Jambalaya.
Food - Drink
What Are The Differences Between Cajun And Creole Cuisines?
By DEBORAH MARTIN
With food like jambalaya, gumbo, shrimp bisque, grillades, crawfish boils, and beignets, the cuisine of New Orleans and Louisiana is famous around the world. However, Louisiana cuisine actually comes from two different cultural traditions, Cajun and Creole, and while there is some overlap, the distinctions between these cuisines are worth noting.
Cajun cuisine developed in the mid-1700s when French-Canadian settlers migrated to Louisiana, bringing with them their rural French cooking tradition. While Cajun food is seen as resourceful country cooking, Creole food is a more cosmopolitan and refined culinary tradition, with roots in the black bowtie restaurants of 18th-century New Orleans.

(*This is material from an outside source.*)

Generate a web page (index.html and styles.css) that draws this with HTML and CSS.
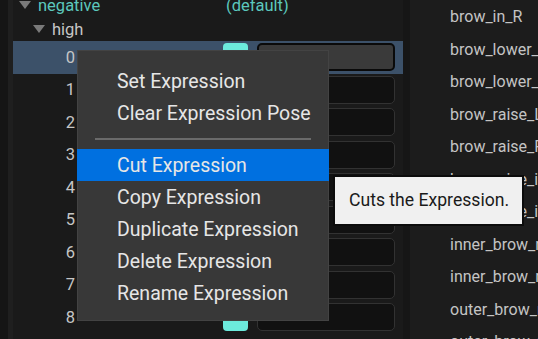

Cajun cuisine is influenced in a large part by French traditions, but over time Native American, Spanish, and West African influences crept in. On the other hand, Creole food was a blend of global influences like French sauces, African slow-cooking, and Indian spice blends, with Native American, Spanish, Caribbean, Italian, Portuguese, and German notes.
In essence, Cajun food developed as hearty meals for rural families, with unpretentious techniques resulting in dishes like gumbo, jambalaya, and boudin sausage. Creole cuisine is slightly more highbrow, emphasizing rich sauces like the French roux which shows up in Creole gumbo, along with dishes like Creole jambalaya, shrimp bisque, and grillades.